Action: Archive and Drop
Move the old tables to an archive database or a separate schema. After a maintenance window, permanently drop the tables from the production database.
This final step completes the normalization process and frees up storage space used by redundant data.
Advanced Considerations for Refactoring Database Normalization
While the steps above work for most standard SQL databases, specific scenarios require more advanced tactics.
Handling Large Tables
For tables containing millions of rows, the migration process must be extremely efficient. Use partitioning to split the migration into manageable chunks.
Avoid holding long-running transactions that lock large portions of the table. Use `LIMIT` clauses in SQL to process batches of 1,000 rows at a time.
Managing Application Downtime
Minimize downtime by performing the migration during low-traffic periods. If downtime is unavoidable, use a “maintenance mode” page that prevents new transactions while you lock the database schema.
Communicate the expected downtime clearly to stakeholders. Provide a rolling update schedule if you are refactoring a distributed system.
Performance Tuning
Refactoring to higher normal forms often improves query performance by reducing joins on redundant data. However, it may increase the number of joins required for reporting.

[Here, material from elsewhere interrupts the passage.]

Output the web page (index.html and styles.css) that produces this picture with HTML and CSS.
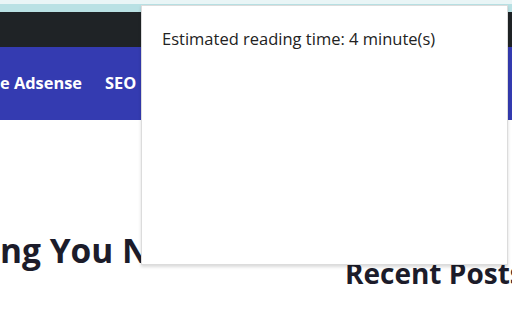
FILE: index.html
```html
<!DOCTYPE html>
<html>
<head>
<meta charset="utf-8">
<link rel="stylesheet" href="styles.css">
</head>
<body>
<div class="tabs"><div class="tabs-top"></div></div>
<div class="topbar"></div>
<nav class="nav"><span class="nav-item">e Adsense</span><span class="nav-item">SEO</span><span class="nav-item">Blogging</span></nav>
<main class="content">
  <h1 class="title">ng You Need</h1>
  <h2 class="side">Recent Posts</h2>
</main>
<div class="popup">
  <p class="popup-text">Estimated reading time: 4 minute(s)</p>
</div>
</body>
</html>
```
FILE: styles.css
```css
html, body { margin: 0; padding: 0; }
body {
  width: 512px;
  height: 320px;
  overflow: hidden;
  background: #ffffff;
  font-family: "Open Sans", "Noto Sans", sans-serif;
  position: relative;
}
.tabs { height: 12px; background: #b9e1e4; }
.tabs-top { height: 4px; background: #e9f5f6; }
.topbar { height: 35px; background: #1f2326; }
.nav {
  height: 73px;
  background: #343bb1;
  display: flex;
  align-items: center;
  gap: 23px;
  box-sizing: border-box;
  padding-bottom: 2px;
}
.nav-item {
  color: #ffffff;
  font-weight: 700;
  font-size: 16.4px;
  white-space: nowrap;
}
.content {
  display: flex;
  flex-direction: column;
  white-space: nowrap;
}
.title {
  margin: 110px 0 0 0;
  font-size: 33.5px;
  line-height: 40px;
  font-weight: 700;
  color: #1c1c2a;
}
.side {
  margin: -12px 0 0 345px;
  font-size: 28px;
  line-height: 30px;
  font-weight: 700;
  color: #1c1c2a;
}
.popup {
  position: absolute;
  left: 141px;
  top: 5px;
  width: 367px;
  height: 260px;
  background: #ffffff;
  border: 1px solid #dcdcdc;
  box-sizing: border-box;
  box-shadow: 0 2px 3px rgba(0,0,0,0.15);
}
.popup-text {
  margin: 22px 0 0 20px;
  font-size: 16.5px;
  line-height: 22px;
  color: #222222;
  white-space: nowrap;
}
```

Update your database indexes on the new tables immediately after creation. Ensure you index foreign keys and join columns to prevent query slowness.
Key Takeaways
- Use a hybrid schema with dual-write triggers to maintain compatibility during the transition.
- Leverage database views to decouple application code from physical schema changes.
- Perform incremental data migration in small batches to avoid locking the database.
- Archive legacy tables before permanently dropping them to ensure data safety.
- Refactoring database normalization is a gradual process that prioritizes stability over immediate cleanup.